In development for nearly 10 years since 2001 or 2002 before going into production, the concept was to create a visually appealing girl-led show that would additionally appeal to boys.

== Release ==
On 3 May 2010, the first episode of Everything's Rosie aired on CBeebies. Series 1 introduced the primary characters within Rosie's World and established the relationships between the friends. Production on Series 2 was completed in 2011, with the first episode airing on 23 May. Series 2 introduced a range of new secondary characters and additional locations. The first episode of Series 3 aired on 18 June 2012. A 24-minute feature-length special, "When You Wish Upon an Oak", was commissioned by CBeebies in 2013 and premiered on New Year's Day 2014. The first episode of Series 4 aired on 2 March 2015, with the season completing production at the end of 2015, bringing the total number of episodes to 105.

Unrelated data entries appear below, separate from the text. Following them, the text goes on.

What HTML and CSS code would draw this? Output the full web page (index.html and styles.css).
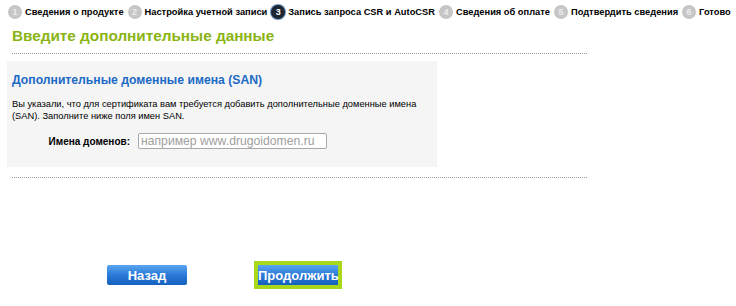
FILE: index.html
```html
<!DOCTYPE html>
<html lang="ru">
<head>
    <meta charset="UTF-8">
    <meta name="viewport" content="width=device-width, initial-scale=1.0">
    <title>Запись запроса CSR</title>
    <link rel="stylesheet" href="styles.css">
</head>
<body>
    <ul class="steps">
        <li class="step"><span class="step-num">1</span>Сведения о продукте</li>
        <li class="step"><span class="step-num">2</span>Настройка учетной записи</li>
        <li class="step active"><span class="step-num">3</span>Запись запроса CSR и AutoCSR</li>
        <li class="step"><span class="step-num">4</span>Сведения об оплате</li>
        <li class="step"><span class="step-num">5</span>Подтвердить сведения</li>
        <li class="step"><span class="step-num">6</span>Готово</li>
    </ul>

    <div class="page">
        <h1 class="page-title">Введите дополнительные данные</h1>
        <div class="divider"></div>

        <div class="san-box">
            <h2 class="san-title">Дополнительные доменные имена (SAN)</h2>
            <p class="san-text">Вы указали, что для сертификата вам требуется добавить дополнительные доменные имена (SAN). Заполните ниже поля имен SAN.</p>
            <div class="form-row">
                <label for="domains">Имена доменов:</label>
                <input type="text" id="domains" placeholder="например www.drugoidomen.ru">
            </div>
        </div>

        <div class="divider divider-bottom"></div>

        <div class="buttons">
            <button type="button" class="btn btn-back">Назад</button>
            <span class="btn-focus"><button type="submit" class="btn btn-next">Продолжить</button></span>
        </div>
    </div>
</body>
</html>
```

FILE: styles.css
```css
body {
    font-family: "Liberation Sans", Arial, sans-serif;
    margin: 0;
    padding: 0;
    background-color: #fff;
    color: #000;
}

.steps {
    list-style: none;
    margin: 0;
    padding: 4px 0 0 8px;
    display: flex;
    align-items: center;
    height: 16px;
}

.step {
    display: flex;
    align-items: center;
    font-size: 9.3px;
    font-weight: bold;
    margin-right: 4px;
    white-space: nowrap;
}

.step-num {
    width: 14px;
    height: 14px;
    border-radius: 50%;
    background-color: #c6c6c6;
    color: #ececec;
    font-size: 9px;
    display: flex;
    align-items: center;
    justify-content: center;
    margin-right: 3px;
}

.step.active .step-num {
    background-color: #1d2733;
    color: #fff;
    box-shadow: 0 0 0 1px #6a94c0;
}

.page {
    margin-left: 7px;
    width: 585px;
}

.page-title {
    margin: 6px 0 0 5px;
    font-size: 15.3px;
    line-height: 20px;
    color: #8ab414;
}

.divider {
    margin: 7px 0 0 5px;
    border-top: 1px dotted #9a9a9a;
    width: 575px;
}

.divider-bottom {
    margin-top: 10px;
}

.san-box {
    background-color: #f5f5f5;
    width: 420px;
    margin-top: 7px;
    padding: 11px 5px 18px 5px;
}

.san-title {
    margin: 0;
    font-size: 12.2px;
    line-height: 17px;
    color: #1c6ac6;
}

.san-text {
    margin: 9px 0 0 0;
    font-size: 9.3px;
    line-height: 12px;
    width: 410px;
}

.form-row {
    display: flex;
    align-items: center;
    margin-top: 11px;
}

.form-row label {
    width: 118px;
    text-align: right;
    font-size: 10px;
    font-weight: bold;
    margin-right: 8px;
}

.form-row input {
    width: 183px;
    height: 14px;
    padding: 0 2px;
    border: 1px solid #a9a9a9;
    border-radius: 2px;
    font-family: "Liberation Sans", Arial, sans-serif;
    font-size: 12.2px;
    background-color: #fff;
}

.form-row input::placeholder {
    color: #a0a0a0;
}

.buttons {
    display: flex;
    align-items: center;
    margin-top: 83px;
    padding-left: 100px;
}

.btn {
    height: 20px;
    border: none;
    border-radius: 2px;
    color: #fff;
    font-family: "Liberation Sans", Arial, sans-serif;
    font-size: 13px;
    font-weight: bold;
    background: linear-gradient(#5aa6f2, #2a7ad8 50%, #1560bd);
    cursor: pointer;
    padding: 0;
}

.btn-back {
    width: 80px;
}

.btn-focus {
    display: flex;
    margin-left: 67px;
    border: 4px solid #a9d81a;
}

.btn-next {
    width: 80px;
    border-radius: 0;
}
```
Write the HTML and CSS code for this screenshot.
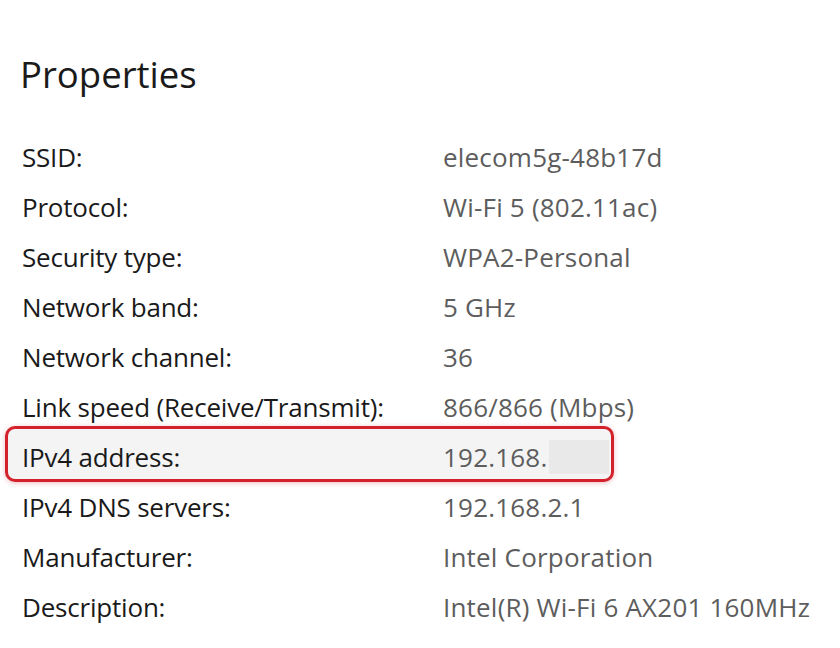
FILE: index.html
```html
<!DOCTYPE html>
<html>
<head>
<meta charset="utf-8">
<link rel="stylesheet" href="styles.css">
</head>
<body>
<div class="page">
  <h1 class="title">Properties</h1>
  <div class="props">
    <div class="row"><span class="label">SSID:</span><span class="value">elecom5g-48b17d</span></div>
    <div class="row"><span class="label">Protocol:</span><span class="value">Wi-Fi 5 (802.11ac)</span></div>
    <div class="row"><span class="label">Security type:</span><span class="value">WPA2-Personal</span></div>
    <div class="row"><span class="label">Network band:</span><span class="value">5 GHz</span></div>
    <div class="row"><span class="label">Network channel:</span><span class="value">36</span></div>
    <div class="row"><span class="label">Link speed (Receive/Transmit):</span><span class="value">866/866 (Mbps)</span></div>
    <div class="row highlight"><span class="label">IPv4 address:</span><span class="value">192.168.<span class="blur"></span></span></div>
    <div class="row"><span class="label">IPv4 DNS servers:</span><span class="value">192.168.2.1</span></div>
    <div class="row"><span class="label">Manufacturer:</span><span class="value">Intel Corporation</span></div>
    <div class="row"><span class="label">Description:</span><span class="value">Intel(R) Wi-Fi 6 AX201 160MHz</span></div>
  </div>
</div>
</body>
</html>
```
FILE: styles.css
```css
html, body {
  margin: 0;
  padding: 0;
  background: #ffffff;
}
body {
  font-family: "Open Sans", "Noto Sans", sans-serif;
  color: #1b1b1b;
}
.page {
  padding: 50px 0 0 22px;
}
.title {
  margin: 0;
  font-size: 36.5px;
  font-weight: 400;
  line-height: 48px;
  color: #1a1a1a;
  margin-left: -2px;
}
.props {
  margin-top: 34px;
  display: flex;
  flex-direction: column;
}
.row {
  display: grid;
  grid-template-columns: 421px 1fr;
  height: 50px;
  align-items: center;
  font-size: 26px;
  position: relative;
  white-space: nowrap;
}
.label {
  color: #1a1a1a;
  letter-spacing: -0.2px;
}
.value {
  color: #5d5d5d;
  display: flex;
  align-items: center;
  letter-spacing: 0.2px;
}
.highlight::before {
  content: "";
  position: absolute;
  left: -17px;
  top: -6px;
  width: 609px;
  height: 56px;
  box-sizing: border-box;
  border: 3px solid #d3222c;
  border-radius: 10px;
  background: #f4f4f4;
  box-shadow: 0 1px 5px rgba(200,30,40,0.3);
  z-index: -1;
}
.highlight {
  z-index: 0;
}
.blur {
  display: inline-block;
  width: 60px;
  height: 34px;
  background: #e9e9e9;
  margin-left: 2px;
}
```
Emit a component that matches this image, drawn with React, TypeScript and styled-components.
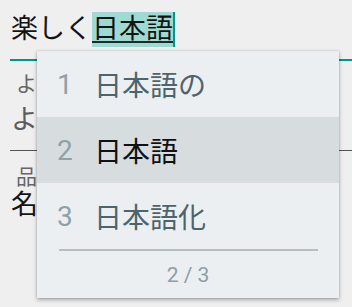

Everything's Rosie has been sold in over 160 territories worldwide and dubbed into 27 different languages.

== Merchandising ==
The first line of Everything's Rosie toys was released in 2011. Books were published by Egmont, and DVDs were launched in conjunction with Universal Studios Home Entertainment in 2012.

The Everything's Rosie Website is advertising a new line of Everything's Rosie toys. Currently, Rosie herself, Raggles, Big Bear & Holly are advertised.

==Foreign adaptations==
Everything's Rosie has been produced in 27 languages worldwide. In August 2022, the Serbian Everything's Rosie website was launched.